- **What the task asks**
Locate and copy each line in the data that contains the word "this".

- **Dataset**

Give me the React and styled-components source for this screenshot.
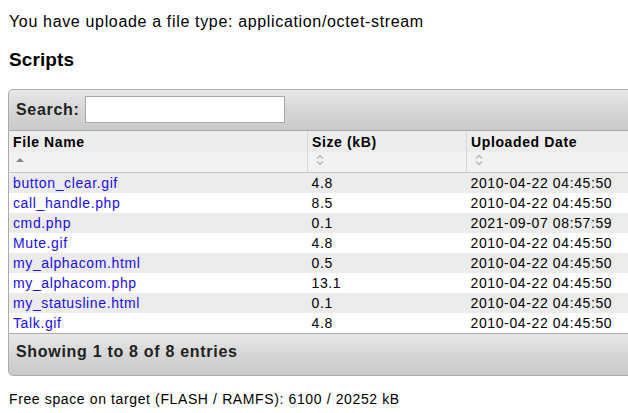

---

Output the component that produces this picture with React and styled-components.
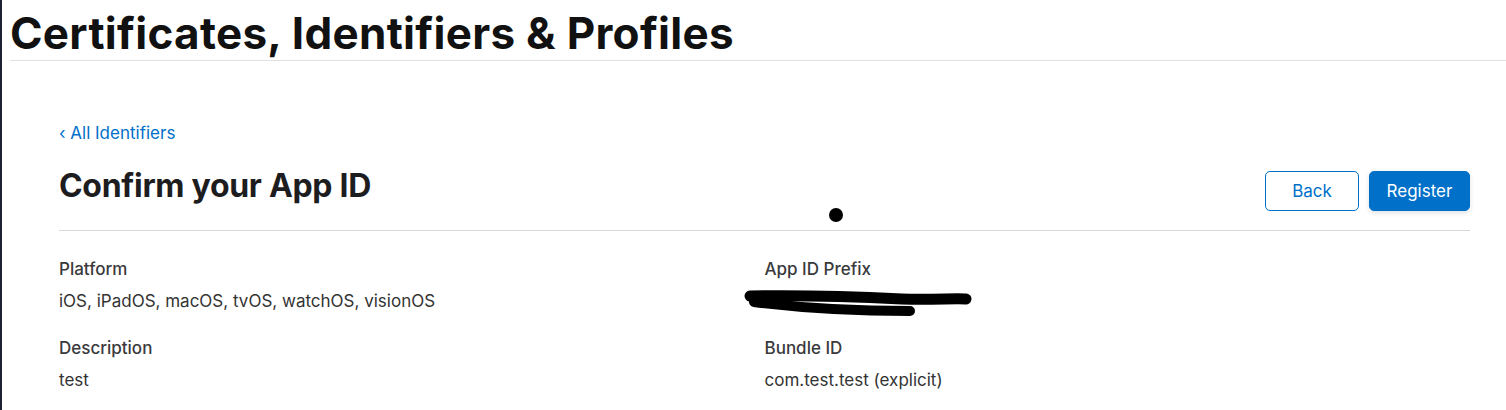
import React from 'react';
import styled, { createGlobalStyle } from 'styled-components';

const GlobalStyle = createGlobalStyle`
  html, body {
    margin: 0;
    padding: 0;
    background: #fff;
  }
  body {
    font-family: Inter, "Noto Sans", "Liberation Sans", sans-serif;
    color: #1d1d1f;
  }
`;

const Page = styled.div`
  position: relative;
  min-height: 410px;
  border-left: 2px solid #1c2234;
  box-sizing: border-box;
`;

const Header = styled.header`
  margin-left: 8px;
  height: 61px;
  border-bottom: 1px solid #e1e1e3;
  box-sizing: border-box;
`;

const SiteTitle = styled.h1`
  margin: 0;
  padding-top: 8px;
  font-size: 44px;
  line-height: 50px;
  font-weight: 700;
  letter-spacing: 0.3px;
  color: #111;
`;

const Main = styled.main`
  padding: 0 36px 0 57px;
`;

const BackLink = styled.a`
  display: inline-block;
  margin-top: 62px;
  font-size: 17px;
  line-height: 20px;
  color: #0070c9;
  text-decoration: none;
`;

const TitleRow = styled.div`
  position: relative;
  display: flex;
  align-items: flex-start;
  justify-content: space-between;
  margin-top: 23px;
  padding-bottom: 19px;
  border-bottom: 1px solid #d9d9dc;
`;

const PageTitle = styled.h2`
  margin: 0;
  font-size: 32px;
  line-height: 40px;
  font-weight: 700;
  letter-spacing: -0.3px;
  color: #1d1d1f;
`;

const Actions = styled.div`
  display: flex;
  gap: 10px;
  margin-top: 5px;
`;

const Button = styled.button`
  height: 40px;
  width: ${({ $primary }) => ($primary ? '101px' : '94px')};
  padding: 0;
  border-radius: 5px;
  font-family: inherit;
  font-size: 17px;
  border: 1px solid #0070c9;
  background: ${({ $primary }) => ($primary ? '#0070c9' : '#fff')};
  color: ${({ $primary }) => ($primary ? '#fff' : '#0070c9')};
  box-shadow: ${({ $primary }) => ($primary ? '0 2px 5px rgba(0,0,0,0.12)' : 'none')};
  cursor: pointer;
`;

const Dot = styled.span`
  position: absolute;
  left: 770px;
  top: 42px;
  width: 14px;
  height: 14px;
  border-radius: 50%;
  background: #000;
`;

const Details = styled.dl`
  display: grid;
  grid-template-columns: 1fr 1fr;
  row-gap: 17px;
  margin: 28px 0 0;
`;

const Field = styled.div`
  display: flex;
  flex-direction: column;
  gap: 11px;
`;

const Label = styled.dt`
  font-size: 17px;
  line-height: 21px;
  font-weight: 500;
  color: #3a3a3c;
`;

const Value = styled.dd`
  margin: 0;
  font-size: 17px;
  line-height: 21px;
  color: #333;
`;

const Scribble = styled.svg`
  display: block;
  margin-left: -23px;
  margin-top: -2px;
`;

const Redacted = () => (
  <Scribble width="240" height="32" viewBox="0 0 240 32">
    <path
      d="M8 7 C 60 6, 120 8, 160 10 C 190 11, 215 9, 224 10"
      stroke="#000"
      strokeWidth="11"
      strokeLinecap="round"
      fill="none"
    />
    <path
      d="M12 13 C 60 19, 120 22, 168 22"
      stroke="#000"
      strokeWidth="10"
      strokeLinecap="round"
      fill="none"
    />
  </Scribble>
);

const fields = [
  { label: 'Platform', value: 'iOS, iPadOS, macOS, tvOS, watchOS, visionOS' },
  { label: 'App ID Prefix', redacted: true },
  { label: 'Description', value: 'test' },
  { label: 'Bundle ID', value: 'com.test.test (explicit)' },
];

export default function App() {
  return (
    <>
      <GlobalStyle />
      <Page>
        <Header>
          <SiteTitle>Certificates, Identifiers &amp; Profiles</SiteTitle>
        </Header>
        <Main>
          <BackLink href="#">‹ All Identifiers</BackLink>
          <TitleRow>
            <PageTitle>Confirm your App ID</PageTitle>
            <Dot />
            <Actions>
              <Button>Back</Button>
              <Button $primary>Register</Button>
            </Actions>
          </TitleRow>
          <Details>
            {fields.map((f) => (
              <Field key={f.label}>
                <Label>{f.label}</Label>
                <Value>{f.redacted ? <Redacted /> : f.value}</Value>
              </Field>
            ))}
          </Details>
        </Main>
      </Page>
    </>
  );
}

- **Full response**
Give me the React and styled-components source for this screenshot.
Output the component that produces this picture with React and styled-components.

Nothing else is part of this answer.